C) Dungeon interest wanes/game drags in the 2nd half. The game proceeds with much improved pacing between dlevels 1 and 50. Getting to dlevel 50 is a fun goal, and more enjoyable for me than killing Morgoth. There are lots of reasons for this, and no real good solutions, but it should be something to think about. This is a long-standing problem and has actually been improved relative to 3.3 with things like Ainu pits and lower artifact drop rates.

C2) There are too many uniques. Unique drops are still weak compared to the effort it takes to kill them. Uniques without a drop have no reason to be killed, besides personal pride (and the vague goal of preventing Morgoth from summoning them). This hasn't been touched in v4, except for the redistribution of monsters, which has made uniques even more out of whack with their level distributions. I don't have anything resembling a solution to this issue.

D) Caverns are still a problem. They are too dangerous, too common, and have no rewards. I may push for 3.4 to have a decrease in monster density in caverns and a increase in drop-quality (as exists in labyrinths). On the other hand, labyrinths, which I thought were fun because of the good drops are now so rare to be irrelevant.
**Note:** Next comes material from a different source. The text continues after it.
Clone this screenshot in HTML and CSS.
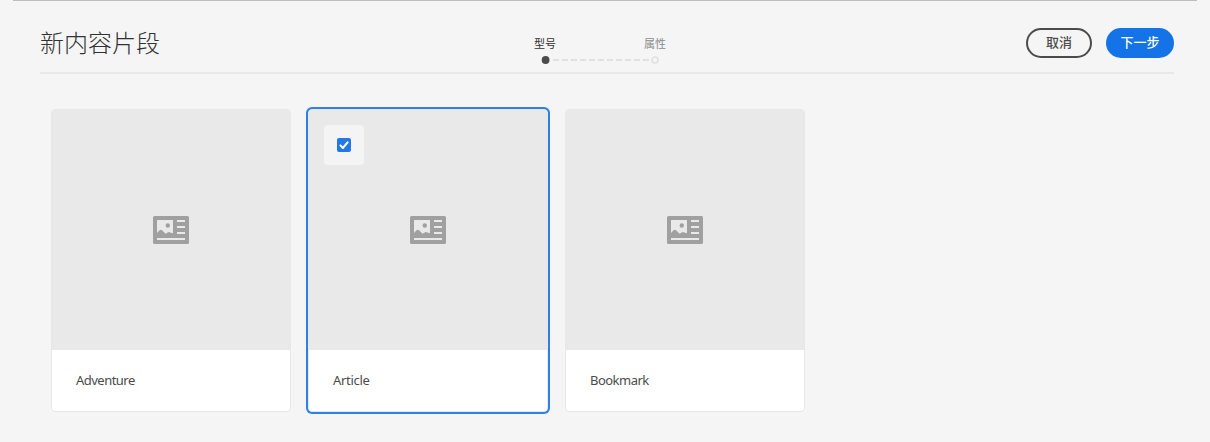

E) I talked about curses earlier. There is potential for something interesting here, but there's a lot of inertia and a lot of resistance (and a lot of difficult coding). One improvement was recently pushed to v4 where curse scrolls either blast a weapon or make it sticky. I think this should have immediate consideration for inclusion in 3.4. However, I'm not a good judge here. Because of gameplay style, in all the games I've played, I've never once cursed a weapon or armor with a scroll...

F) Dungeon levels are too predictable. Nomad's extra rooms would be great if we could include them in 3.4. I doubt there's much opposition to this. Everyone seems to like new rooms. In the future, adjustable pit sizes, and multiple pits per level could be helpful.